Seattle Magazine compiled a list of 19 other recommended spots when you’ve had your fill of Starbucks
Along with the coffee explosion, Seattle also went crazy for craft beer. Almost as ubiquitous as artisan coffee shops, handcrafted brews are just about everywhere. Sip away to your heart's content.
Cupcakes had their moment, then came pies. Lately, it’s been all about artisanal ice creams. Kari swears by Frankie & Jo’s on Capitol Hill, makers of delectable vegan frozen treats.
Molly Moon - One of the first handmade ice creams made in Seattle (also has a couple of vegan choices). Both are a little scoop of heaven.
Fran’s Chocolates - Has some of the best, most coveted chocolates around. (Obama's favorites are the sea salt caramels.) Visit the factory in Georgetown, (an industrial area just south of downtown) for a viewing tour. Or stop by one of their shops to try samples and pick up a few to put on your pillow at turn-down or as gifts for friends.

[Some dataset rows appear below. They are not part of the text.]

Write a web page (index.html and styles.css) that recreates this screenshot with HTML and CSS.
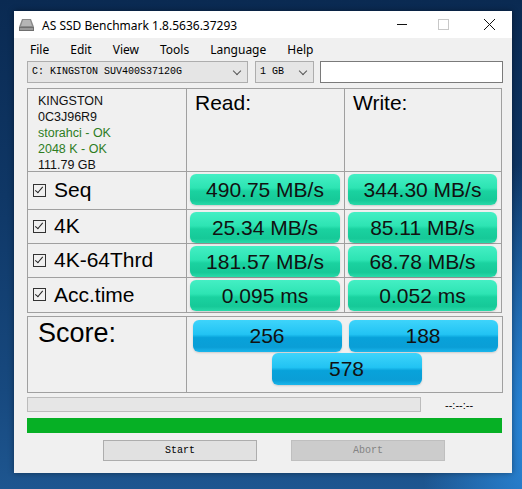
FILE: index.html
```html
<!DOCTYPE html>
<html lang="en">
<head>
    <meta charset="UTF-8">
    <title>AS SSD Benchmark</title>
    <link rel="stylesheet" href="styles.css">
</head>
<body>
<div class="window">
    <div class="titlebar">
        <svg class="app-icon" width="17" height="14" viewBox="0 0 17 14">
            <path d="M4 1h9l3 8H1z" fill="#8a8a8a"/>
            <path d="M5 2h7l2 6H3z" fill="#b5b5b5"/>
            <rect x="1" y="9" width="15" height="4" fill="#6f6f6f"/>
            <rect x="2" y="10" width="13" height="2" fill="#9a9a9a"/>
        </svg>
        <span class="title">AS SSD Benchmark 1.8.5636.37293</span>
        <div class="controls">
            <svg width="46" height="27" viewBox="0 0 46 27"><path d="M23 13.5h10" stroke="#111" stroke-width="1"/></svg>
            <svg width="46" height="27" viewBox="0 0 46 27"><rect x="18.5" y="8.5" width="10" height="10" fill="none" stroke="#c8c8c8"/></svg>
            <svg width="46" height="27" viewBox="0 0 46 27"><path d="M18 8l11 11M29 8L18 19" stroke="#111" stroke-width="1"/></svg>
        </div>
    </div>

    <div class="menubar">
        <span>File</span><span>Edit</span><span>View</span><span>Tools</span><span>Language</span><span>Help</span>
    </div>

    <div class="toolbar">
        <div class="combo drive">C: KINGSTON SUV400S37120G<span class="arrow"></span></div>
        <div class="combo size">1 GB<span class="arrow"></span></div>
        <div class="textbox"></div>
    </div>

    <div class="results">
        <div class="cell info">
            <div>KINGSTON</div>
            <div>0C3J96R9</div>
            <div class="ok">storahci - OK</div>
            <div class="ok">2048 K - OK</div>
            <div>111.79 GB</div>
        </div>
        <div class="cell head">Read:</div>
        <div class="cell head">Write:</div>

        <div class="cell label"><span class="check"></span>Seq</div>
        <div class="cell"><div class="val">490.75 MB/s</div></div>
        <div class="cell"><div class="val">344.30 MB/s</div></div>

        <div class="cell label"><span class="check"></span>4K</div>
        <div class="cell"><div class="val">25.34 MB/s</div></div>
        <div class="cell"><div class="val">85.11 MB/s</div></div>

        <div class="cell label"><span class="check"></span>4K-64Thrd</div>
        <div class="cell"><div class="val">181.57 MB/s</div></div>
        <div class="cell"><div class="val">68.78 MB/s</div></div>

        <div class="cell label"><span class="check"></span>Acc.time</div>
        <div class="cell"><div class="val">0.095 ms</div></div>
        <div class="cell"><div class="val">0.052 ms</div></div>
    </div>

    <div class="score">
        <div class="score-label">Score:</div>
        <div class="score-values">
            <div class="sval">256</div>
            <div class="sval">188</div>
            <div class="sval total">578</div>
        </div>
    </div>

    <div class="progress-row">
        <div class="progress"></div>
        <span class="time">--:--:--</span>
    </div>
    <div class="total-bar"></div>

    <div class="buttons">
        <div class="btn">Start</div>
        <div class="btn disabled">Abort</div>
    </div>
</div>
</body>
</html>
```

FILE: styles.css
```css
body {
    margin: 0;
    width: 522px;
    height: 489px;
    overflow: hidden;
    background:
        radial-gradient(ellipse 120px 260px at 540px 420px, #2a8be0 0%, rgba(30, 110, 200, 0) 100%),
        linear-gradient(to bottom, #0a2a52 0%, #0f3766 40%, #17497f 80%, #1e5690 100%);
    font-family: "Liberation Sans", Arial, sans-serif;
}

.window {
    margin: 11px 0 0 14px;
    width: 498px;
    height: 462px;
    background: #f0f0f0;
    box-shadow: 0 0 6px rgba(0, 0, 0, 0.4);
}

.titlebar {
    height: 27px;
    background: #fff;
    display: flex;
    align-items: center;
    font-family: "Noto Sans", "Open Sans", sans-serif;
    font-size: 12px;
    color: #000;
}

.app-icon {
    margin: 0 7px 0 4px;
}

.title {
    flex: 1;
    padding-top: 1px;
}

.controls {
    display: flex;
}

.menubar {
    height: 22px;
    display: flex;
    align-items: center;
    padding-left: 10px;
    font-family: "Noto Sans", "Open Sans", sans-serif;
    font-size: 12px;
}

.menubar span {
    padding: 0 6px;
    margin-right: 9px;
}

.toolbar {
    display: flex;
    margin: 1px 0 0 13px;
    height: 22px;
}

.combo {
    position: relative;
    height: 20px;
    border: 1px solid #adadad;
    background: #e5e5e5;
    font-family: "Liberation Mono", monospace;
    font-size: 10px;
    line-height: 20px;
    padding-left: 4px;
    box-sizing: content-box;
}

.combo .arrow {
    position: absolute;
    right: 7px;
    top: 6px;
    width: 5px;
    height: 5px;
    border-right: 1px solid #555;
    border-bottom: 1px solid #555;
    transform: rotate(45deg);
}

.drive {
    width: 215px;
}

.size {
    width: 53px;
    margin-left: 7px;
}

.textbox {
    width: 181px;
    height: 20px;
    margin-left: 6px;
    border: 1px solid #7a7a7a;
    background: #fff;
}

.results {
    margin: 5px 0 0 13px;
    display: grid;
    grid-template-columns: 159px 158px 157px;
    grid-template-rows: 83px 38px 34px 34px 35px;
    border-top: 1px solid #a0a0a0;
    border-left: 1px solid #a0a0a0;
    width: 474px;
}

.cell {
    border-right: 1px solid #a0a0a0;
    border-bottom: 1px solid #a0a0a0;
    padding: 2px 4px 0 3px;
}

.info {
    padding: 4px 0 0 10px;
    font-size: 12.5px;
    line-height: 16px;
    color: #111;
}

.info .ok {
    color: #2e7d1f;
}

.head {
    font-size: 21px;
    padding: 2px 0 0 8px;
}

.label {
    display: flex;
    align-items: center;
    font-size: 21px;
    padding: 0 0 1px 5px;
}

.check {
    width: 11px;
    height: 11px;
    border: 1px solid #333;
    margin-right: 8px;
    position: relative;
    flex-shrink: 0;
}

.check::after {
    content: "";
    position: absolute;
    left: 3px;
    top: 0;
    width: 3px;
    height: 7px;
    border-right: 1px solid #222;
    border-bottom: 1px solid #222;
    transform: rotate(40deg);
}

.val, .sval {
    height: 31px;
    border-radius: 6px;
    text-align: center;
    font-size: 21px;
    line-height: 32px;
    color: #111;
    box-shadow: 0 1px 2px rgba(0, 0, 0, 0.15);
}

.val {
    background: linear-gradient(to bottom, #44efc4 0%, #2de4b3 45%, #1ad2a0 55%, #16c998 85%, #28daa9 100%);
}

.score {
    margin: 3px 0 0 13px;
    width: 474px;
    height: 75px;
    border: 1px solid #a0a0a0;
    display: grid;
    grid-template-columns: 159px 1fr;
}

.score-label {
    border-right: 1px solid #a0a0a0;
    font-size: 27px;
    padding: 1px 0 0 10px;
}

.score-values {
    display: flex;
    flex-wrap: wrap;
    justify-content: center;
    align-content: flex-start;
    column-gap: 7px;
    row-gap: 1px;
    padding: 3px 4px 0 5px;
}

.sval {
    width: 149px;
    height: 32px;
    background: linear-gradient(to bottom, #3ed4fb 0%, #22c3f3 45%, #08a2da 55%, #0a9ed6 85%, #1ab6ec 100%);
}

.sval.total {
    width: 150px;
    margin-left: 3px;
}

.progress-row {
    display: flex;
    align-items: center;
    margin: 4px 0 0 13px;
    height: 15px;
}

.progress {
    width: 392px;
    height: 13px;
    border: 1px solid #bcbcbc;
    background: #e6e6e6;
}

.time {
    margin-left: 24px;
    font-size: 11px;
}

.total-bar {
    margin: 6px 0 0 13px;
    width: 475px;
    height: 15px;
    background: #06b025;
}

.buttons {
    display: flex;
    gap: 34px;
    margin: 7px 0 0 89px;
}

.btn {
    width: 152px;
    height: 19px;
    border: 1px solid #adadad;
    background: #e1e1e1;
    text-align: center;
    font-family: "Liberation Mono", monospace;
    font-size: 10px;
    line-height: 19px;
}

.btn.disabled {
    background: #cccccc;
    border-color: #bfbfbf;
    color: #838383;
}
```
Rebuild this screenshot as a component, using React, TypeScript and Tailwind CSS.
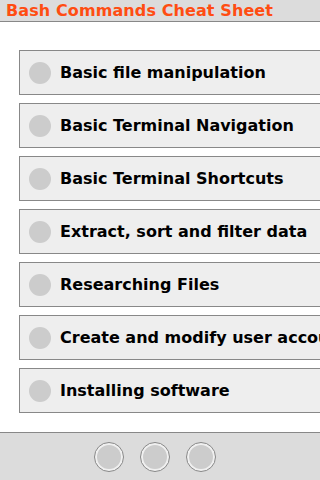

Theo Chocolate - This “bean to bar” chocolate maker, Theo was the first organic, fair trade certified maker in North America. Check out how they make it all happen with a factory tour ($10 for about an hour), located in the Fremont neighborhood.
Seattle Chocolate - Offers behind the scenes factory tour at their flagship store. Woman-owned, using many local ingredients and dedicated to donating to feeding the hungry, they've got a stocking full of holiday-inspired flavors (Hot Buttered Rum, Candy Cane Crunch). You can have your chocolate and feel good about it, too!